▶ [ENTRIES SUPPLIED]:

## Begin

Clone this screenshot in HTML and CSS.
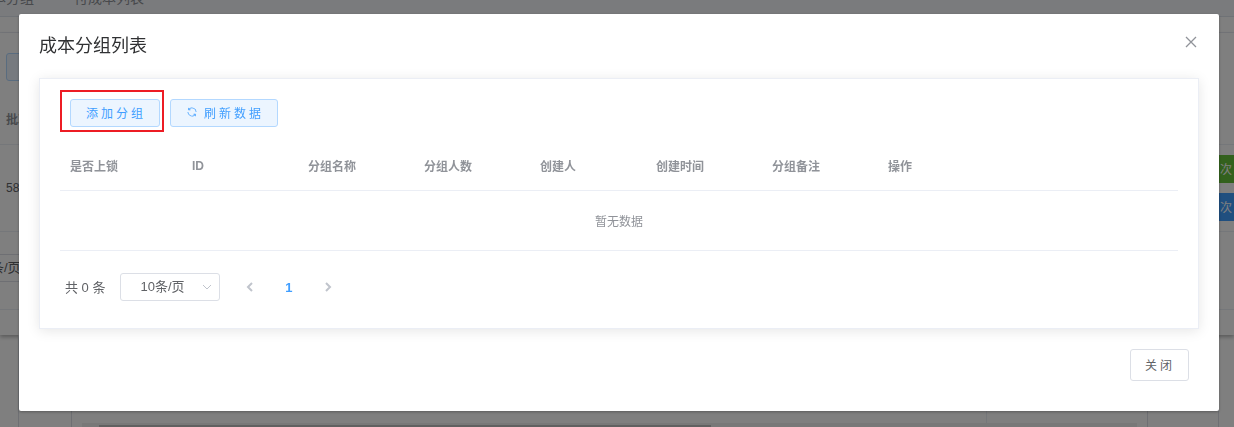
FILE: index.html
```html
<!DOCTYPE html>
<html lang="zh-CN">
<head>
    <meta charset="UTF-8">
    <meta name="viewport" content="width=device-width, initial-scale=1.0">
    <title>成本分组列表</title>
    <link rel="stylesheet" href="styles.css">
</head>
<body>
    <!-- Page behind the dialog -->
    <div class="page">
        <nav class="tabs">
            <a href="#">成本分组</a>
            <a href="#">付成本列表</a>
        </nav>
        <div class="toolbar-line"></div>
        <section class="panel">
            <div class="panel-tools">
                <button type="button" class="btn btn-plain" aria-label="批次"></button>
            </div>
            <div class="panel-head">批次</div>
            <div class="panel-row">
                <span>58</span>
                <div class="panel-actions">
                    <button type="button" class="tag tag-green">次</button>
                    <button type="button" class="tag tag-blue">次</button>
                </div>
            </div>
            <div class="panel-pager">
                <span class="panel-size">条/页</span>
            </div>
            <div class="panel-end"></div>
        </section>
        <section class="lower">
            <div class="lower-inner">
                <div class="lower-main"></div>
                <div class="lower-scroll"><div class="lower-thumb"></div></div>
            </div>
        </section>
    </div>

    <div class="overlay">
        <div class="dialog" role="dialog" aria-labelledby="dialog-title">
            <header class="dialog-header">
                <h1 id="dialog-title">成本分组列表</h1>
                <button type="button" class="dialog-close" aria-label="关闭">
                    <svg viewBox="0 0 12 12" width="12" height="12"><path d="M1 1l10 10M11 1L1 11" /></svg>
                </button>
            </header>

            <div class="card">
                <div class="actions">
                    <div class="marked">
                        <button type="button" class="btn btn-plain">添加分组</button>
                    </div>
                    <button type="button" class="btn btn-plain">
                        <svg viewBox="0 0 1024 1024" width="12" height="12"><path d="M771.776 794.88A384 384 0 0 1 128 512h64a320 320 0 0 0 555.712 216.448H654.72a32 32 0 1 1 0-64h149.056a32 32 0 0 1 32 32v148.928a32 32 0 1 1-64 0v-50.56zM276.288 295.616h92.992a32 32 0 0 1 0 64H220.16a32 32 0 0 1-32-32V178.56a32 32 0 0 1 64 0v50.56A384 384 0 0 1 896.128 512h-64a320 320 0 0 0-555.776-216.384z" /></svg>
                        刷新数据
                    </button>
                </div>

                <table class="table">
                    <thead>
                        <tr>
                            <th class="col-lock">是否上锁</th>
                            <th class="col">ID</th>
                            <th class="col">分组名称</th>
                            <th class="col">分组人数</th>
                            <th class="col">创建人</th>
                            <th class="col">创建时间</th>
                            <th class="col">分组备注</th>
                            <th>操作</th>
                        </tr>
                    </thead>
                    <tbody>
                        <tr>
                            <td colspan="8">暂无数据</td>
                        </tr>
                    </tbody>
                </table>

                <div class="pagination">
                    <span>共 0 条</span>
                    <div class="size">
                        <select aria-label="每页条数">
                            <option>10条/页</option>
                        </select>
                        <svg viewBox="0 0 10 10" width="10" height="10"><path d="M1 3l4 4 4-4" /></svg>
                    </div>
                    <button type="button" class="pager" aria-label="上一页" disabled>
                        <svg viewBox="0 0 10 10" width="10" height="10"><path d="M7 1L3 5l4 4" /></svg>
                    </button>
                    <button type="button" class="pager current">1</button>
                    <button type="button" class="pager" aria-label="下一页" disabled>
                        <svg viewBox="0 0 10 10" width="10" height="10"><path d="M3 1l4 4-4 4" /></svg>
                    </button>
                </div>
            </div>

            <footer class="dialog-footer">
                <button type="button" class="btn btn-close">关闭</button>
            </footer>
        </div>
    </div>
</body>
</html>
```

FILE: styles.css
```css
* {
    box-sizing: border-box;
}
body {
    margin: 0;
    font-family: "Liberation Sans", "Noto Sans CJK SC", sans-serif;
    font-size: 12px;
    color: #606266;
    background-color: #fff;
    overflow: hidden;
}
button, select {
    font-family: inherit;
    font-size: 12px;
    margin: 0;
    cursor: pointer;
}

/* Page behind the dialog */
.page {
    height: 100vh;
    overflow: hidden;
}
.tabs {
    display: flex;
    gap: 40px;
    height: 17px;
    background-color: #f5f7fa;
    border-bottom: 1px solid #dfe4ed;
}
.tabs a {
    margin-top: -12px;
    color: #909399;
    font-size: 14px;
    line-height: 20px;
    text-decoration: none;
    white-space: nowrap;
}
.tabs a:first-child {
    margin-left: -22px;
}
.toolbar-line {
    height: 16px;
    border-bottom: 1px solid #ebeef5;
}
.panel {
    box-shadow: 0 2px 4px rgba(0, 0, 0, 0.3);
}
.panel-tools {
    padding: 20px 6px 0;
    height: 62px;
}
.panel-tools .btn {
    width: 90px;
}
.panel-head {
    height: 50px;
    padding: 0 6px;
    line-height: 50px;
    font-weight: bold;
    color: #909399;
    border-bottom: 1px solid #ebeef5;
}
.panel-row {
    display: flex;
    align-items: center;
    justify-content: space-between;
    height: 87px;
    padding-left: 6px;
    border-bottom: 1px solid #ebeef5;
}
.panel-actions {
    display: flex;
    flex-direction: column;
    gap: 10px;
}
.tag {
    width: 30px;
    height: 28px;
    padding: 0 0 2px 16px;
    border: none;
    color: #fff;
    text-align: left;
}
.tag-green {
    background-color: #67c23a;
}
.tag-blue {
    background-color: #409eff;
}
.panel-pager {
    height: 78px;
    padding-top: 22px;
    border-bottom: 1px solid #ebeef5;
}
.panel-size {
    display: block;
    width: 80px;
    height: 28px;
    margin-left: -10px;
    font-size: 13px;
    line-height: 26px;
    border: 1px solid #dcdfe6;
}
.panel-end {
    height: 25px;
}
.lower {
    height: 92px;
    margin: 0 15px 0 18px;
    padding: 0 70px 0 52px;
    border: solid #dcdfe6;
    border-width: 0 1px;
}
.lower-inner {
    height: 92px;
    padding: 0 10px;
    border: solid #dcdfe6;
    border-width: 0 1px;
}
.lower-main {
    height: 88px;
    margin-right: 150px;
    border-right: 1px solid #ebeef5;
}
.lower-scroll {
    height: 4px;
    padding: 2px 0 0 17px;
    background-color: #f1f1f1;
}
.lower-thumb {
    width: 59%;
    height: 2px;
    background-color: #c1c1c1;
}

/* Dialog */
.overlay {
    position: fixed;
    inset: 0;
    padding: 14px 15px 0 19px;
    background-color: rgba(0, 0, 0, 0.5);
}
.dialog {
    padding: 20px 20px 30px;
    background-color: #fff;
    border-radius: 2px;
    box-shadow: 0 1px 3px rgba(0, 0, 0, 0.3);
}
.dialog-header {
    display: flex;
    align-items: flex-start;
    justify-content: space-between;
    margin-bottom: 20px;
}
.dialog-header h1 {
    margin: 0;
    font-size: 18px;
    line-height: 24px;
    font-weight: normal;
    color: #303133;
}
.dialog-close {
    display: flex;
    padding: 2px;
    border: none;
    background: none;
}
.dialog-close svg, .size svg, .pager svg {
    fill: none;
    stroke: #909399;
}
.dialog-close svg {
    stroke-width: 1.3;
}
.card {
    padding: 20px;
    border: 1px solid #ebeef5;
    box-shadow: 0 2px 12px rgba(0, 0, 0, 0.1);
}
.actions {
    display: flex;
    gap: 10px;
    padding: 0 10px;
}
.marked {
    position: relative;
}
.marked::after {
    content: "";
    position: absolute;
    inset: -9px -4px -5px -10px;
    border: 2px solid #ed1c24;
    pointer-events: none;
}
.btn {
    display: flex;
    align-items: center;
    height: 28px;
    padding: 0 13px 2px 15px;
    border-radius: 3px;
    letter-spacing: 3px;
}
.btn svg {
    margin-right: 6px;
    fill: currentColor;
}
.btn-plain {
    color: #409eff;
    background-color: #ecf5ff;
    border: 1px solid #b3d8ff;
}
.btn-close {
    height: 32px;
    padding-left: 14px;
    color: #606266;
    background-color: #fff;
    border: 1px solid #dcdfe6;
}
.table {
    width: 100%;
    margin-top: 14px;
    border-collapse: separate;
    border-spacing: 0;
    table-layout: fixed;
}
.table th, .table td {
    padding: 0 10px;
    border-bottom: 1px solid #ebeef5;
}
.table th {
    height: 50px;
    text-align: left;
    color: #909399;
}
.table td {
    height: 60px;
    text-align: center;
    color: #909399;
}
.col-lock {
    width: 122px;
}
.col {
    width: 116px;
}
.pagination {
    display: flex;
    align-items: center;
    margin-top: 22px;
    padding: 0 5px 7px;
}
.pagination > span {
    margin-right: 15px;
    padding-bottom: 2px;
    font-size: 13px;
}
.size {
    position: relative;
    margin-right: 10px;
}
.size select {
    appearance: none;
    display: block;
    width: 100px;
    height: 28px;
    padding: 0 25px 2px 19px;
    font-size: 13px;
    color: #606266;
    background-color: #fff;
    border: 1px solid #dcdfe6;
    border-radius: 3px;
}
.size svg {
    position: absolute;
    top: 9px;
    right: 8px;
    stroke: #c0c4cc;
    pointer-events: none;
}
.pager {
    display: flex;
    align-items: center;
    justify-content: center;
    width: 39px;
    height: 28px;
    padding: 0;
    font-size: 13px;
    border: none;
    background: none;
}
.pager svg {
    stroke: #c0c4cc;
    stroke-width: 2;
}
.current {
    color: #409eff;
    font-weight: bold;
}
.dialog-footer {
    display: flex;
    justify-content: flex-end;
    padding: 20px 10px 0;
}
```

## End
## Begin

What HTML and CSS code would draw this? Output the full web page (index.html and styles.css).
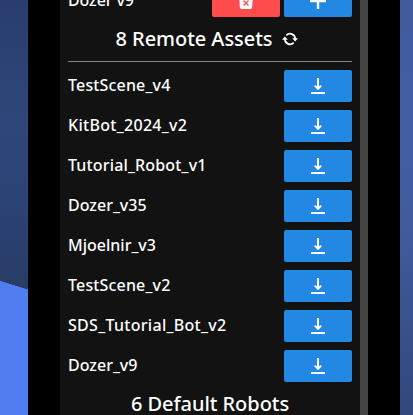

## End

▶ [TO BE DONE]:
Search the listing above for the string "styles". Copy every line that contains it.

▶ [RESPONSE]:
    <link rel="stylesheet" href="styles.css">
FILE: styles.css
What HTML and CSS code would draw this? Output the full web page (index.html and styles.css).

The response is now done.